"Sprouting A Living Building From A Gas Station"
How did a group of retired women raise the money to turn a contaminated gas station into the greenest of green buildings?
Well, it took more than a decade, a ton of volunteer work, a mountain of donations and incessant thriftiness. But they’re nearly there.
The story of the June Key Delta Community Center is the first in a series about thinking outside the box on environmental issues. In this case, the sisters of Portland’s Delta Sigma Theta, an alumni chapter of an African-American service sorority, are demonstrating an innovative way of achieving the rigorous Living Building certification: Slowly, in phases, and using the most affordable materials.
The group started with an old gas station on the corner of North Ainsworth and North Albina that was purchased by a sorority sister, June Key, in 1992. It was a designated Brownfield site that had to be decontaminated before it could be redeveloped.
It’s now a well on its way to being a community center with a Living Building certification – the highest environmental performance standard.
After years of holding garage sales and fund-raisers, soliciting donations and enlisting volunteers, the June Key Delta Community Center has most of the qualifications needed to become a Living Building – an ambitious green building standard that calls for net zero energy and net zero water, non-toxic, recycled and locally sourced building materials, as well as a litany of other low-impact building measures.
Green building often means more expensive building. The Delta Sigma Theta sorority didn’t have deep pockets or expertise in green building.
“We’re not green or building industry people,” said sorority member and project coordinator Chris Poole-Jones. “We’re retired women, mostly educators and social workers.”
In contrast to another proposed Living Building in Portland, the grand but unfunded $62 million Oregon Sustainability Center, the June Key Delta project took an existing building and added green features as money became available through donations and grants.
Even now, 13 years after the fund-raising began, the sorority is just getting to the point of installing solar panels, and has yet to begin funding the water treatment system that will be needed to achieve net zero water.
“We finished what we could with funding we had,” said Poole-Jones. “Everything in here was cost effective because it had to be.”
Sorority members pledged $180,000 of the $900,000 the group has spent on the project, and Poole-Jones, a retired Portland Public Schools library administrator, saved on spending by doing all the administrative work for free.

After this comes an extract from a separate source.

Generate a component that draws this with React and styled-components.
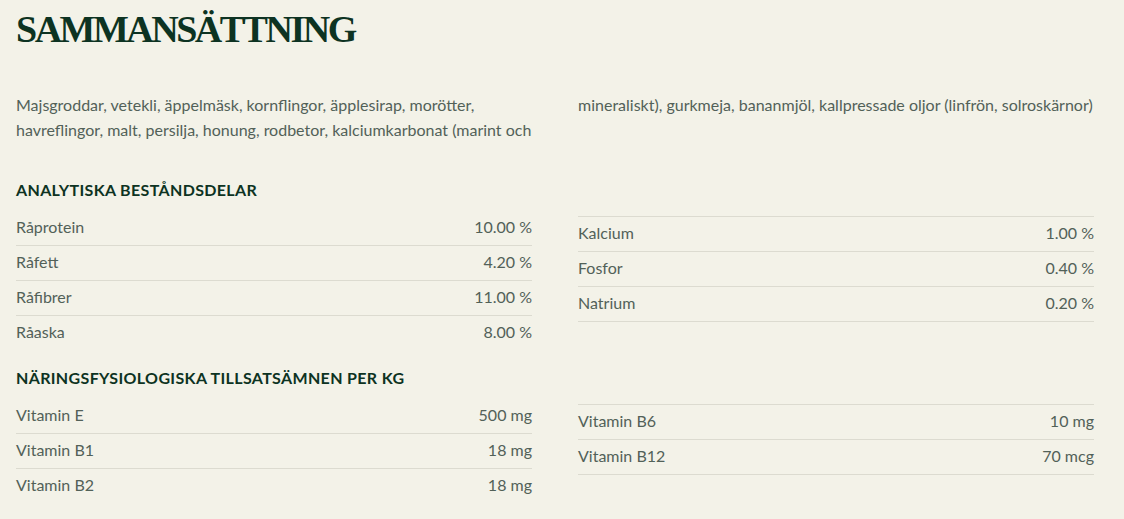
import React from 'react';
import styled, { createGlobalStyle } from 'styled-components';

const GlobalStyle = createGlobalStyle`
    html, body {
        margin:0;
        padding:0;
        background-color:#f3f2e8;
    }
    body {
        font-family:Lato, "Open Sans", sans-serif;
        color:#526158;
    }
`;

const Page = styled.main`
    width:1078px;
    padding:0 16px 20px 16px;
`;

const Title = styled.h1`
    margin:5px 0 0 0;
    font-family:"Liberation Serif", "Times New Roman", serif;
    font-weight:700;
    font-size:38px;
    line-height:48px;
    letter-spacing:-2.5px;
    color:#0d3322;
`;

const Ingredients = styled.p`
    margin:39px 0 0 0;
    column-count:2;
    column-gap:46px;
    font-size:16px;
    line-height:25px;
    font-weight:400;
`;

const Section = styled.section`
    display:grid;
    grid-template-columns:516px 516px;
    column-gap:46px;
    margin-top:${p => p.$top}px;
`;

const Column = styled.div`
    padding-top:${p => (p.$right ? 36 : 0)}px;
`;

const Heading = styled.h3`
    margin:0 0 11px 0;
    height:20px;
    font-size:16px;
    line-height:20px;
    font-weight:700;
    letter-spacing:0.35px;
    text-transform:uppercase;
    color:#0d3322;
`;

const Row = styled.div`
    display:flex;
    justify-content:space-between;
    align-items:center;
    height:34px;
    box-sizing:border-box;
    padding-bottom:3px;
    font-size:16px;
    border-bottom:1px solid #dcdbd0;
    ${p => p.$first && 'border-top:1px solid #dcdbd0; height:35px;'}
    ${p => p.$last && 'border-bottom:none;'}
    height:${p => (p.$first ? 36 : p.$last ? 34 : 35)}px;
`;

const Table = ({ rows, right }) => (
    <>
        {rows.map((r, i) => (
            <Row
                key={r[0]}
                $first={right && i === 0}
                $last={!right && i === rows.length - 1}
            >
                <span>{r[0]}</span>
                <span>{r[1]}</span>
            </Row>
        ))}
    </>
);

const analytic = [
    ['Råprotein', '10.00 %'],
    ['Råfett', '4.20 %'],
    ['Råfibrer', '11.00 %'],
    ['Råaska', '8.00 %'],
];
const analyticRight = [
    ['Kalcium', '1.00 %'],
    ['Fosfor', '0.40 %'],
    ['Natrium', '0.20 %'],
];
const vitamins = [
    ['Vitamin E', '500 mg'],
    ['Vitamin B1', '18 mg'],
    ['Vitamin B2', '18 mg'],
];
const vitaminsRight = [
    ['Vitamin B6', '10 mg'],
    ['Vitamin B12', '70 mcg'],
];

export default function App() {
    return (
        <Page>
            <GlobalStyle />
            <Title>SAMMANSÄTTNING</Title>
            <Ingredients>
                Majsgroddar, vetekli, äppelmäsk, kornflingor, äpplesirap, morötter, havreflingor, malt, persilja, honung, rodbetor, kalciumkarbonat (marint och mineraliskt), gurkmeja, bananmjöl, kallpressade oljor (linfrön, solroskärnor)
            </Ingredients>
            <Section $top={38}>
                <Column>
                    <Heading>Analytiska beståndsdelar</Heading>
                    <Table rows={analytic} />
                </Column>
                <Column $right>
                    <Table rows={analyticRight} right />
                </Column>
            </Section>
            <Section $top={18}>
                <Column>
                    <Heading>Näringsfysiologiska tillsatsämnen per kg</Heading>
                    <Table rows={vitamins} />
                </Column>
                <Column $right>
                    <Table rows={vitaminsRight} right />
                </Column>
            </Section>
        </Page>
    );
}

“I was learning as I went,” she said. “Whenever the city would hand me something, I would go research it and give it back to them. They confessed to us two weeks before our grand opening that they really didn’t think we were going to do it.”
Architect Mark Nye designed the building around what the sorority had on-hand: The existing gas station, old cargo containers, salvaged glass, and donated building materials. He used the existing footprint and added 1,200 square feet of space for a kitchen and bathrooms with the cargo containers.
The remodeled building officially opened in August of 2011 with two bioswales and a patio of permeable brick to capture and filter storm water, a community garden, a geothermal heating and cooling system, flooring made from recycled tires, salvaged cedar siding, sinks and other materials from the Rebuilding Center and recycled paint from Metro.
“The building is like recycle heaven,” said Poole-Jones.
The center will soon get the solar panels needed to achieve net zero energy with a Blue Sky grant from Pacific Power.
“When we were constructing the building, the panels were part of the plan,” Poole-Jones said, “but we didn’t have the money to do it.”
The sorority recently awarded a contract to Synchro Solar, a company that is 50 percent owned by women, to install the panels by spring.
Now, the group faces the last of seven petals in the Living Building Challenge: Net zero water.
Poole-Jones said recycling all of the water used in sinks and toilets on site will be a little more complicated than the work they’ve done so far. It will take a $30,000 to $40,000 treatment system and a special permit from the city of Portland that has yet to be done for a commercial building.
“It’s doable,” she said. “If we work at it.”